Obecnie Polska czerpie najwięcej z pomocy regionalnej UE. W latach 2007 – 2013 może to być kwota nawet 60 mld EUR.  Kraj pozbawiony takiego wsparcia może mieć poważne kłopoty z dostosowaniem się do wymogów wspólnotowych i w ogóle - z rozwojem.

Cele, jakie teraz widziane są przez najwyższych urzędników unijnych, odpowiedzialnych za budżet Wspólnoty, to nowoczesne trendy w gospodarce i dbałość o klimat. Nie widzą oni potrzeby kontynuowania tradycyjnego wsparcia w biedniejszych krajach, by przyspieszyć tam rozwój i wspomóc rolnictwo.

Daniel Gros, dyrektor brukselskiego Centre for European Policy Studies wypowiedział się na temat budżetu unijnego w rozmowie z "Rzeczpospolitą" i powiedział "Unia powinna więcej inwestować w badania naukowe i rozwój. Polityka spójności jest nieefektywna". Taka ocena wynika z faktu, że nowa piętnastka jest dofinansowywana we wspomnianych obszarach dopiero od lat pięciu, w związku z czym trudno już obserwować radykalne zmiany. Eksperci unijni zdają się zapominać, jak długo z takiej pomocy korzystały kraje, które w struktury unijne wstąpiły wiele lat wcześniej.

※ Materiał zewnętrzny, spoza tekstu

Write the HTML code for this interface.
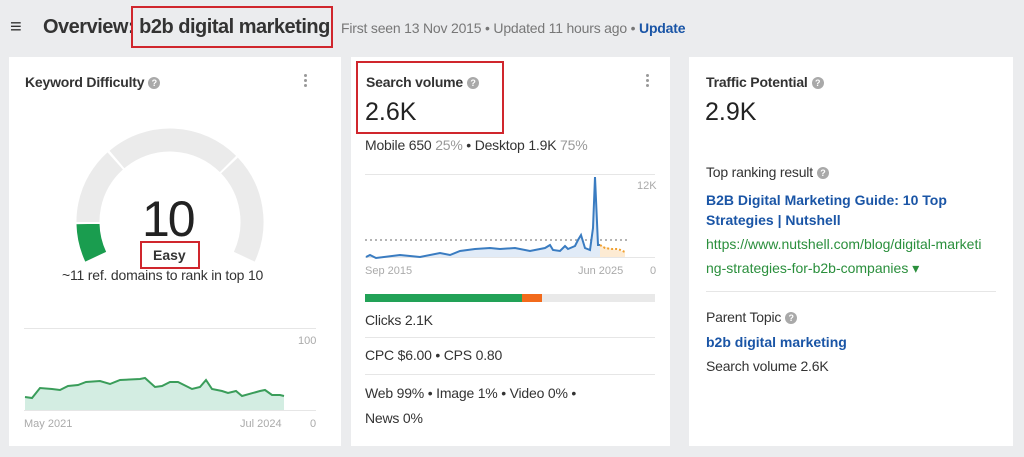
<!DOCTYPE html>
<html><head><meta charset="utf-8"><style>
*{margin:0;padding:0;box-sizing:border-box}
body{width:1024px;height:457px;background:#ebecee;font-family:"Liberation Sans",sans-serif;position:relative;overflow:hidden;color:#333}
.a{position:absolute;white-space:nowrap}
.card{position:absolute;background:#fff;top:57px;height:389px}
.h{font-size:14px;font-weight:bold;color:#333;letter-spacing:-0.2px}
.q{display:inline-block;width:12px;height:12px;border-radius:50%;background:#a9a9a9;color:#fff;font-size:9px;text-align:center;line-height:12px;vertical-align:1px;margin-left:4px;font-weight:bold}
.dots{width:4px}
.dots i{display:block;width:3px;height:3px;border-radius:50%;background:#999;margin-bottom:2px}
.g{color:#999}
.s{font-size:14px;color:#333;letter-spacing:-0.2px}
.red{position:absolute;border:2px solid #d0262d}
.sep{position:absolute;height:1px;background:#e6e6e6}
.lbl{font-size:11px;color:#aaa}
</style></head><body>
<div class="a" style="left:10px;top:16px;font-size:20px;color:#333">&#8801;</div>
<div class="a" style="left:43px;top:16px;font-size:20px;font-weight:bold;color:#333;letter-spacing:-0.5px">Overview: b2b digital marketing</div>
<div class="a" style="left:341px;top:20px;font-size:14px;color:#777;letter-spacing:-0.2px">First seen 13 Nov 2015 &bull; Updated 11 hours ago &bull; <b style="color:#1a55a6">Update</b></div>
<div class="red" style="left:131px;top:6px;width:202px;height:42px"></div>

<div class="card" style="left:9px;width:332px"></div>
<div class="card" style="left:351px;width:319px"></div>
<div class="card" style="left:689px;width:324px"></div>

<!-- card1 -->
<div class="a h" style="left:25px;top:74px">Keyword Difficulty<span class="q">?</span></div>
<div class="a dots" style="left:304px;top:74px"><i></i><i></i><i></i></div>
<svg class="a" style="left:60px;top:120px" width="220" height="150" viewBox="60 120 220 150">
<g fill="none" stroke-width="23">
<path d="M 95.7 256.7 A 82 82 0 0 1 115.2 160.9" stroke="#ebebeb"/>
<path d="M 117 159.5 A 82 82 0 0 1 228 164" stroke="#ebebeb"/>
<path d="M 229.5 165.5 A 82 82 0 0 1 244.3 256.7" stroke="#ebebeb"/>
<path d="M 95.7 256.7 A 82 82 0 0 1 88 224" stroke="#1a9d4f"/>
</g>
<line x1="76" y1="223" x2="100" y2="223" stroke="#fff" stroke-width="2"/>
</svg>
<div class="a" style="left:142px;top:190px;font-size:50px;color:#222;letter-spacing:-2px">10</div>
<div class="red" style="left:140px;top:241px;width:60px;height:28px"></div>
<div class="a" style="left:153px;top:247px;font-size:14px;font-weight:bold;color:#333">Easy</div>
<div class="a s" style="left:62px;top:267px">~11 ref. domains to rank in top 10</div>
<div class="sep" style="left:24px;top:328px;width:292px"></div>
<div class="sep" style="left:24px;top:410px;width:292px"></div>
<div class="a lbl" style="left:298px;top:335px">100</div>
<div class="a lbl" style="left:310px;top:418px">0</div>
<div class="a lbl" style="left:24px;top:418px">May 2021</div>
<div class="a lbl" style="left:240px;top:418px">Jul 2024</div>
<svg class="a" style="left:0;top:0" width="340" height="446">
<path d="M25 397 L32 398 L40 388 L52 389 L60 390 L68 386 L78 385 L86 382 L100 381 L110 384 L120 380 L140 379 L145 378 L155 387 L162 386 L170 382 L178 382 L192 389 L200 387 L206 380 L212 389 L222 391 L228 393 L236 391 L242 396 L260 391 L265 390 L272 395 L280 395 L284 396 L284 410 L25 410Z" fill="#d3ede2"/>
<path d="M25 397 L32 398 L40 388 L52 389 L60 390 L68 386 L78 385 L86 382 L100 381 L110 384 L120 380 L140 379 L145 378 L155 387 L162 386 L170 382 L178 382 L192 389 L200 387 L206 380 L212 389 L222 391 L228 393 L236 391 L242 396 L260 391 L265 390 L272 395 L280 395 L284 396" fill="none" stroke="#3a9d5a" stroke-width="2"/>
</svg>

<!-- card2 -->
<div class="a h" style="left:366px;top:74px">Search volume<span class="q">?</span></div>
<div class="a dots" style="left:646px;top:74px"><i></i><i></i><i></i></div>
<div class="a" style="left:365px;top:98px;font-size:25px;color:#222">2.6K</div>
<div class="red" style="left:356px;top:61px;width:148px;height:73px"></div>
<div class="a s" style="left:365px;top:137px">Mobile 650 <span class="g">25%</span> &bull; Desktop 1.9K <span class="g">75%</span></div>
<div class="sep" style="left:365px;top:174px;width:290px"></div>
<div class="sep" style="left:365px;top:257px;width:290px"></div>
<div class="a lbl" style="left:637px;top:180px">12K</div>
<div class="a lbl" style="left:650px;top:265px">0</div>
<div class="a lbl" style="left:365px;top:265px">Sep 2015</div>
<div class="a lbl" style="left:578px;top:265px">Jun 2025</div>
<svg class="a" style="left:0;top:0" width="680" height="300">
<line x1="365" y1="240" x2="628" y2="240" stroke="#888" stroke-width="1.3" stroke-dasharray="2,3"/>
<path d="M366 257 L370 255 L376 258 L400 255 L420 257 L440 253 L450 255 L460 251 L475 249 L490 248 L500 249 L515 248 L530 251 L545 248 L550 245 L553 250 L560 251 L565 246 L568 249 L575 246 L578 240 L581 235 L585 248 L590 250 L593 228 L595 177 L598 245 L600 245 L600 257 Z" fill="#e1ebf7"/>
<path d="M366 257 L370 255 L376 258 L400 255 L420 257 L440 253 L450 255 L460 251 L475 249 L490 248 L500 249 L515 248 L530 251 L545 248 L550 245 L553 250 L560 251 L565 246 L568 249 L575 246 L578 240 L581 235 L585 248 L590 250 L593 228 L595 177 L598 245 L600 245" fill="none" stroke="#3a7cc1" stroke-width="2"/>
<path d="M600 245 L600 257 L625 257 L625 252 L612 249Z" fill="#fdebd3"/>
<path d="M600 245 L605 248 L612 249 L618 249 L625 252" fill="none" stroke="#f0a030" stroke-width="2" stroke-dasharray="2,2"/>
</svg>
<div class="a" style="left:365px;top:294px;width:290px;height:8px;background:#e9e9e9"></div>
<div class="a" style="left:365px;top:294px;width:157px;height:8px;background:#22a257"></div>
<div class="a" style="left:522px;top:294px;width:20px;height:8px;background:#f26a1b"></div>
<div class="a s" style="left:365px;top:312px">Clicks 2.1K</div>
<div class="sep" style="left:365px;top:337px;width:290px"></div>
<div class="a s" style="left:365px;top:347px">CPC $6.00 &bull; CPS 0.80</div>
<div class="sep" style="left:365px;top:374px;width:290px"></div>
<div class="a s" style="left:365px;top:385px">Web 99% &bull; Image 1% &bull; Video 0% &bull;</div>
<div class="a s" style="left:365px;top:410px">News 0%</div>

<!-- card3 -->
<div class="a h" style="left:706px;top:74px">Traffic Potential<span class="q">?</span></div>
<div class="a" style="left:705px;top:98px;font-size:25px;color:#222">2.9K</div>
<div class="a s" style="left:706px;top:164px">Top ranking result<span class="q">?</span></div>
<div class="a" style="left:706px;top:190px;font-size:14px;font-weight:bold;color:#1a55a6;line-height:20px">B2B Digital Marketing Guide: 10 Top<br>Strategies | Nutshell</div>
<div class="a" style="left:706px;top:232px;font-size:14px;color:#2a8f3c;line-height:24px">https://www.nutshell.com/blog/digital-marketi<br>ng-strategies-for-b2b-companies &#9662;</div>
<div class="sep" style="left:706px;top:291px;width:290px"></div>
<div class="a s" style="left:706px;top:309px">Parent Topic<span class="q">?</span></div>
<div class="a" style="left:706px;top:334px;font-size:14px;font-weight:bold;color:#1a55a6">b2b digital marketing</div>
<div class="a s" style="left:706px;top:358px">Search volume 2.6K</div>
</body></html>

Nowy budżet zapowiada więc wiele sprzeczności, bo z jednej strony chce wspierać biedniejsze kraje, ale też inwestować w innowacyjność, na którą nie mogą tak od razu "porwać się" nowi członkowie, nie osiągając pewnego poziomu rozwoju. Wobec tego innowacyjność będzie w zdecydowanej mierze dotyczyć krajów bardzo rozwiniętych, a pozostałe państwa zostaną odsunięte w cień. Z drugiej strony eksperci twierdzą, że UE musi szybko przyspieszyć i wspomagać przedsięwzięcia nowoczesne, a nie ma możliwości, by zwiększyć budżet, bo nie można pobierać większych składek od państw unijnych, bo na to większość krajów nie wyrazi zgody.

Jednym z planów UE jest likwidacja rabatów, dzięki którym najbogatsze kraje płacą mniej, niż powinni względem zamożności, zdaje się jednak, że takie rozwiązanie nie będzie możliwe do przeforsowania.

Jeśli chodzi o dofinansowanie dla rolnictwa, co jest bardzo ważne dla biedniejszych krajów, będzie ono utrzymane, ale na znacznie niższym poziomie i będzie miało być w znaczniejszej mierze niż obecnie wspomagane przez budżety narodowe. To jednak powoduje koszt niemożliwy do udźwignięcia dla większości państw, które wsparcia potrzebują.

Po zaprezentowaniu projektu budżetu wspólnotowego będzie on opiniowany przez Parlament Europejski oraz poszczególne rządy. Zostaną też wspólnie uzgodnione kwoty przeznaczone na dane cele, co rozpocznie się w 2011 r.  Wówczas wspólnie zostanie ustalony kształt budżetu na okres po roku 2014.